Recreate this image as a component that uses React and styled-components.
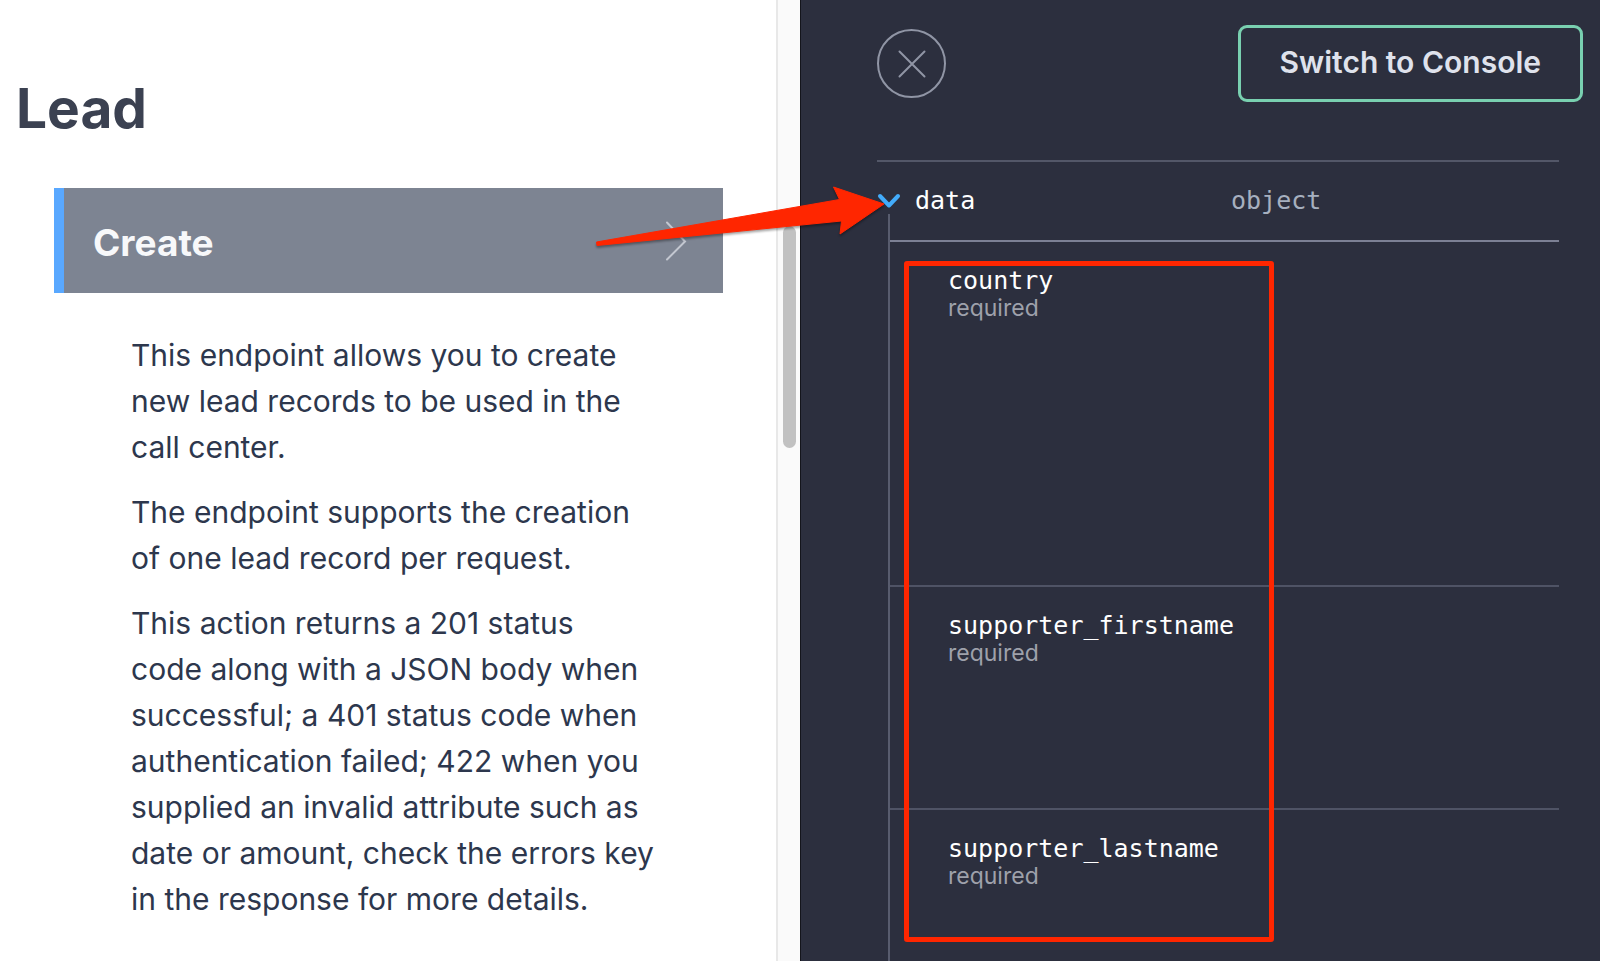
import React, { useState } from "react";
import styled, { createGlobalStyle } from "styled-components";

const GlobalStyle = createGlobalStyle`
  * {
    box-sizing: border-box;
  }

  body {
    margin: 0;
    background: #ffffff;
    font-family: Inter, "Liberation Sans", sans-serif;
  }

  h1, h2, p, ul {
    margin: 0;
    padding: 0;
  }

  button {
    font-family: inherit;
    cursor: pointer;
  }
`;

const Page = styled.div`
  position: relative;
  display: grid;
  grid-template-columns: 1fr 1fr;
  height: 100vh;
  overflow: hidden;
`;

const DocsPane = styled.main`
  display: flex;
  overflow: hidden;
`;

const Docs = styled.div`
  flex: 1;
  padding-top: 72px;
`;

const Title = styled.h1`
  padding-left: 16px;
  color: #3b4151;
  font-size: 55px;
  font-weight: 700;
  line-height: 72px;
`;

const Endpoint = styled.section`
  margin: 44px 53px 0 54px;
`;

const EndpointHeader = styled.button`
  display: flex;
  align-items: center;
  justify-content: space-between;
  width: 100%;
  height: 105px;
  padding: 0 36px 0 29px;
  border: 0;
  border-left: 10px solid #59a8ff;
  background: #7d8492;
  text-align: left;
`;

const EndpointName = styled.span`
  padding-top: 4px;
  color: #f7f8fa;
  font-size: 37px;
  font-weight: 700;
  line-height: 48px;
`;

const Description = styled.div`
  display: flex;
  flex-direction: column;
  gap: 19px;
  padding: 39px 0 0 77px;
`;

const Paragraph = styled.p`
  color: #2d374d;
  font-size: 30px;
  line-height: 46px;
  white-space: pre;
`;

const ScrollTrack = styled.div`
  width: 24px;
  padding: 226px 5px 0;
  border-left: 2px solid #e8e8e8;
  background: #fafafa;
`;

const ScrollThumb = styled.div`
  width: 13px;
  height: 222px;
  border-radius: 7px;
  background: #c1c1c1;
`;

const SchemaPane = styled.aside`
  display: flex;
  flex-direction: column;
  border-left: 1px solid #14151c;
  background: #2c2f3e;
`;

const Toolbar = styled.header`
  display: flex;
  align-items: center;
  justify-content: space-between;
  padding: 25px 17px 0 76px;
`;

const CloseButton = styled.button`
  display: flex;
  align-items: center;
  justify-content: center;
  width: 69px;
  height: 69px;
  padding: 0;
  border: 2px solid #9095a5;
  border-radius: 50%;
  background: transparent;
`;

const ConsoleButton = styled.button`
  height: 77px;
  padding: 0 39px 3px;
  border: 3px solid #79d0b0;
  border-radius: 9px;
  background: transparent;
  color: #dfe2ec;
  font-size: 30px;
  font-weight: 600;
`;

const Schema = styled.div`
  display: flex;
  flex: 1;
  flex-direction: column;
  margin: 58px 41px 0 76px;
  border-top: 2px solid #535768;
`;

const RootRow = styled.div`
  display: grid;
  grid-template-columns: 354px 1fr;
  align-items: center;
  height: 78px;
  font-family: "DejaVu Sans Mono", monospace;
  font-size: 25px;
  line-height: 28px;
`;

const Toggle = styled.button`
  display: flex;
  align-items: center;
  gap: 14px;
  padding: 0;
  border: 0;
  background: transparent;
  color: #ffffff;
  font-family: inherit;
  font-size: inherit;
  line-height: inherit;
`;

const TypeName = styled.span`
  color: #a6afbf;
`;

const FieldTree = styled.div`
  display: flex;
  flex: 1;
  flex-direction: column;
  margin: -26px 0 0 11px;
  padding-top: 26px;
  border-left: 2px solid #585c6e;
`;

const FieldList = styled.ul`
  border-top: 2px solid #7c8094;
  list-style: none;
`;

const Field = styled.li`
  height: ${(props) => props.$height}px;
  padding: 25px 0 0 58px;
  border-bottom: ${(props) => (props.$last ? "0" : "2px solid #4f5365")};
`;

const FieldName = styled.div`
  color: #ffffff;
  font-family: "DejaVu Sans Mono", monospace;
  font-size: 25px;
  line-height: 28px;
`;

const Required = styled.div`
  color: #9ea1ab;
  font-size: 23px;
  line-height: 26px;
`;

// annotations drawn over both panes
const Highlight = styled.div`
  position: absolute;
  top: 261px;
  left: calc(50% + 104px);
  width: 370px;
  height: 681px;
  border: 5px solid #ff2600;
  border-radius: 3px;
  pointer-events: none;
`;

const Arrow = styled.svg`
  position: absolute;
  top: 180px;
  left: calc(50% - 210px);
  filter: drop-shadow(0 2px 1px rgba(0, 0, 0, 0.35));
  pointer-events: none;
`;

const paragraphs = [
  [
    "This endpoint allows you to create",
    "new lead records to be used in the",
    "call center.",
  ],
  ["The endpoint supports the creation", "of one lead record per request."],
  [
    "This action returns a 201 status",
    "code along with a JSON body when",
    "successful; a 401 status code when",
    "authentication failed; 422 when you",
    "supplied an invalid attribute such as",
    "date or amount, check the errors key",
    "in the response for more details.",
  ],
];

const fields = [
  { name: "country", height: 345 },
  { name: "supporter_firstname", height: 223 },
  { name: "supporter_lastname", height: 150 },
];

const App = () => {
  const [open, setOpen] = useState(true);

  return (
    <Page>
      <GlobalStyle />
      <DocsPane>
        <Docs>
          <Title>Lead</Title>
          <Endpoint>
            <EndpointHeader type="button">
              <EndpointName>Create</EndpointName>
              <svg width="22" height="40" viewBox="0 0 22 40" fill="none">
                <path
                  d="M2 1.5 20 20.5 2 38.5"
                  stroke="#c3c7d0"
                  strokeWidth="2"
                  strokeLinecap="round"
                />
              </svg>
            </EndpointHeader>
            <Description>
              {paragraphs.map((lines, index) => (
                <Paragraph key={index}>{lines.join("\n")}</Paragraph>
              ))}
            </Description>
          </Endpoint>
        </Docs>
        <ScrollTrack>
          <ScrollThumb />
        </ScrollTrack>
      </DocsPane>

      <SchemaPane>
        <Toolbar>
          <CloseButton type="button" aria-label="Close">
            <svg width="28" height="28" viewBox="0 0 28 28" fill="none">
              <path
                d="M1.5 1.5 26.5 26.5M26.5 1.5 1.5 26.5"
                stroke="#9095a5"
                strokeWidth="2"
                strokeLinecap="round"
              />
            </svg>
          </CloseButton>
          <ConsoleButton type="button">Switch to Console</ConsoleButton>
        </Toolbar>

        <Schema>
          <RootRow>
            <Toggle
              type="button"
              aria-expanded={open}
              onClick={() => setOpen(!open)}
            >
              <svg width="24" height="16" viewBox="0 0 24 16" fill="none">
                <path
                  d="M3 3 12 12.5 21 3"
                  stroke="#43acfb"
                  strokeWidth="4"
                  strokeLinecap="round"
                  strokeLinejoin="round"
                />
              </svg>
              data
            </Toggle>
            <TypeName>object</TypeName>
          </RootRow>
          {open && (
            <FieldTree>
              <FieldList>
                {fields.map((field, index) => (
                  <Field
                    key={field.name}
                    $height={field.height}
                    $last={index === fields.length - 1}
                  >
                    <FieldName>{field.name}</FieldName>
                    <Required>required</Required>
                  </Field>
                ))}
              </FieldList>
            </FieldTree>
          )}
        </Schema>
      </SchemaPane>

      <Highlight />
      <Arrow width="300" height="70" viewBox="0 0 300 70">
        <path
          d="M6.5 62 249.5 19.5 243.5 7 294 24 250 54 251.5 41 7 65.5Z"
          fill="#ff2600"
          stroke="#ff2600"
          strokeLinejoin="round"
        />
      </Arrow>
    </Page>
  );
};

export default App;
--- --- ---
§ Work to be completed: All of the data above should be transcribed verbatim, with pictures omitted.

§ Response to the exercise:
Recreate this image as a component that uses React and styled-components.
import React, { useState } from "react";
import styled, { createGlobalStyle } from "styled-components";

const GlobalStyle = createGlobalStyle`
  * {
    box-sizing: border-box;
  }

  body {
    margin: 0;
    background: #ffffff;
    font-family: Inter, "Liberation Sans", sans-serif;
  }

  h1, h2, p, ul {
    margin: 0;
    padding: 0;
  }

  button {
    font-family: inherit;
    cursor: pointer;
  }
`;

const Page = styled.div`
  position: relative;
  display: grid;
  grid-template-columns: 1fr 1fr;
  height: 100vh;
  overflow: hidden;
`;

const DocsPane = styled.main`
  display: flex;
  overflow: hidden;
`;

const Docs = styled.div`
  flex: 1;
  padding-top: 72px;
`;

const Title = styled.h1`
  padding-left: 16px;
  color: #3b4151;
  font-size: 55px;
  font-weight: 700;
  line-height: 72px;
`;

const Endpoint = styled.section`
  margin: 44px 53px 0 54px;
`;

const EndpointHeader = styled.button`
  display: flex;
  align-items: center;
  justify-content: space-between;
  width: 100%;
  height: 105px;
  padding: 0 36px 0 29px;
  border: 0;
  border-left: 10px solid #59a8ff;
  background: #7d8492;
  text-align: left;
`;

const EndpointName = styled.span`
  padding-top: 4px;
  color: #f7f8fa;
  font-size: 37px;
  font-weight: 700;
  line-height: 48px;
`;

const Description = styled.div`
  display: flex;
  flex-direction: column;
  gap: 19px;
  padding: 39px 0 0 77px;
`;

const Paragraph = styled.p`
  color: #2d374d;
  font-size: 30px;
  line-height: 46px;
  white-space: pre;
`;

const ScrollTrack = styled.div`
  width: 24px;
  padding: 226px 5px 0;
  border-left: 2px solid #e8e8e8;
  background: #fafafa;
`;

const ScrollThumb = styled.div`
  width: 13px;
  height: 222px;
  border-radius: 7px;
  background: #c1c1c1;
`;

const SchemaPane = styled.aside`
  display: flex;
  flex-direction: column;
  border-left: 1px solid #14151c;
  background: #2c2f3e;
`;

const Toolbar = styled.header`
  display: flex;
  align-items: center;
  justify-content: space-between;
  padding: 25px 17px 0 76px;
`;

const CloseButton = styled.button`
  display: flex;
  align-items: center;
  justify-content: center;
  width: 69px;
  height: 69px;
  padding: 0;
  border: 2px solid #9095a5;
  border-radius: 50%;
  background: transparent;
`;

const ConsoleButton = styled.button`
  height: 77px;
  padding: 0 39px 3px;
  border: 3px solid #79d0b0;
  border-radius: 9px;
  background: transparent;
  color: #dfe2ec;
  font-size: 30px;
  font-weight: 600;
`;

const Schema = styled.div`
  display: flex;
  flex: 1;
  flex-direction: column;
  margin: 58px 41px 0 76px;
  border-top: 2px solid #535768;
`;

const RootRow = styled.div`
  display: grid;
  grid-template-columns: 354px 1fr;
  align-items: center;
  height: 78px;
  font-family: "DejaVu Sans Mono", monospace;
  font-size: 25px;
  line-height: 28px;
`;

const Toggle = styled.button`
  display: flex;
  align-items: center;
  gap: 14px;
  padding: 0;
  border: 0;
  background: transparent;
  color: #ffffff;
  font-family: inherit;
  font-size: inherit;
  line-height: inherit;
`;

const TypeName = styled.span`
  color: #a6afbf;
`;

const FieldTree = styled.div`
  display: flex;
  flex: 1;
  flex-direction: column;
  margin: -26px 0 0 11px;
  padding-top: 26px;
  border-left: 2px solid #585c6e;
`;

const FieldList = styled.ul`
  border-top: 2px solid #7c8094;
  list-style: none;
`;

const Field = styled.li`
  height: ${(props) => props.$height}px;
  padding: 25px 0 0 58px;
  border-bottom: ${(props) => (props.$last ? "0" : "2px solid #4f5365")};
`;

const FieldName = styled.div`
  color: #ffffff;
  font-family: "DejaVu Sans Mono", monospace;
  font-size: 25px;
  line-height: 28px;
`;

const Required = styled.div`
  color: #9ea1ab;
  font-size: 23px;
  line-height: 26px;
`;

// annotations drawn over both panes
const Highlight = styled.div`
  position: absolute;
  top: 261px;
  left: calc(50% + 104px);
  width: 370px;
  height: 681px;
  border: 5px solid #ff2600;
  border-radius: 3px;
  pointer-events: none;
`;

const Arrow = styled.svg`
  position: absolute;
  top: 180px;
  left: calc(50% - 210px);
  filter: drop-shadow(0 2px 1px rgba(0, 0, 0, 0.35));
  pointer-events: none;
`;

const paragraphs = [
  [
    "This endpoint allows you to create",
    "new lead records to be used in the",
    "call center.",
  ],
  ["The endpoint supports the creation", "of one lead record per request."],
  [
    "This action returns a 201 status",
    "code along with a JSON body when",
    "successful; a 401 status code when",
    "authentication failed; 422 when you",
    "supplied an invalid attribute such as",
    "date or amount, check the errors key",
    "in the response for more details.",
  ],
];

const fields = [
  { name: "country", height: 345 },
  { name: "supporter_firstname", height: 223 },
  { name: "supporter_lastname", height: 150 },
];

const App = () => {
  const [open, setOpen] = useState(true);

  return (
    <Page>
      <GlobalStyle />
      <DocsPane>
        <Docs>
          <Title>Lead</Title>
          <Endpoint>
            <EndpointHeader type="button">
              <EndpointName>Create</EndpointName>
              <svg width="22" height="40" viewBox="0 0 22 40" fill="none">
                <path
                  d="M2 1.5 20 20.5 2 38.5"
                  stroke="#c3c7d0"
                  strokeWidth="2"
                  strokeLinecap="round"
                />
              </svg>
            </EndpointHeader>
            <Description>
              {paragraphs.map((lines, index) => (
                <Paragraph key={index}>{lines.join("\n")}</Paragraph>
              ))}
            </Description>
          </Endpoint>
        </Docs>
        <ScrollTrack>
          <ScrollThumb />
        </ScrollTrack>
      </DocsPane>

      <SchemaPane>
        <Toolbar>
          <CloseButton type="button" aria-label="Close">
            <svg width="28" height="28" viewBox="0 0 28 28" fill="none">
              <path
                d="M1.5 1.5 26.5 26.5M26.5 1.5 1.5 26.5"
                stroke="#9095a5"
                strokeWidth="2"
                strokeLinecap="round"
              />
            </svg>
          </CloseButton>
          <ConsoleButton type="button">Switch to Console</ConsoleButton>
        </Toolbar>

        <Schema>
          <RootRow>
            <Toggle
              type="button"
              aria-expanded={open}
              onClick={() => setOpen(!open)}
            >
              <svg width="24" height="16" viewBox="0 0 24 16" fill="none">
                <path
                  d="M3 3 12 12.5 21 3"
                  stroke="#43acfb"
                  strokeWidth="4"
                  strokeLinecap="round"
                  strokeLinejoin="round"
                />
              </svg>
              data
            </Toggle>
            <TypeName>object</TypeName>
          </RootRow>
          {open && (
            <FieldTree>
              <FieldList>
                {fields.map((field, index) => (
                  <Field
                    key={field.name}
                    $height={field.height}
                    $last={index === fields.length - 1}
                  >
                    <FieldName>{field.name}</FieldName>
                    <Required>required</Required>
                  </Field>
                ))}
              </FieldList>
            </FieldTree>
          )}
        </Schema>
      </SchemaPane>

      <Highlight />
      <Arrow width="300" height="70" viewBox="0 0 300 70">
        <path
          d="M6.5 62 249.5 19.5 243.5 7 294 24 250 54 251.5 41 7 65.5Z"
          fill="#ff2600"
          stroke="#ff2600"
          strokeLinejoin="round"
        />
      </Arrow>
    </Page>
  );
};

export default App;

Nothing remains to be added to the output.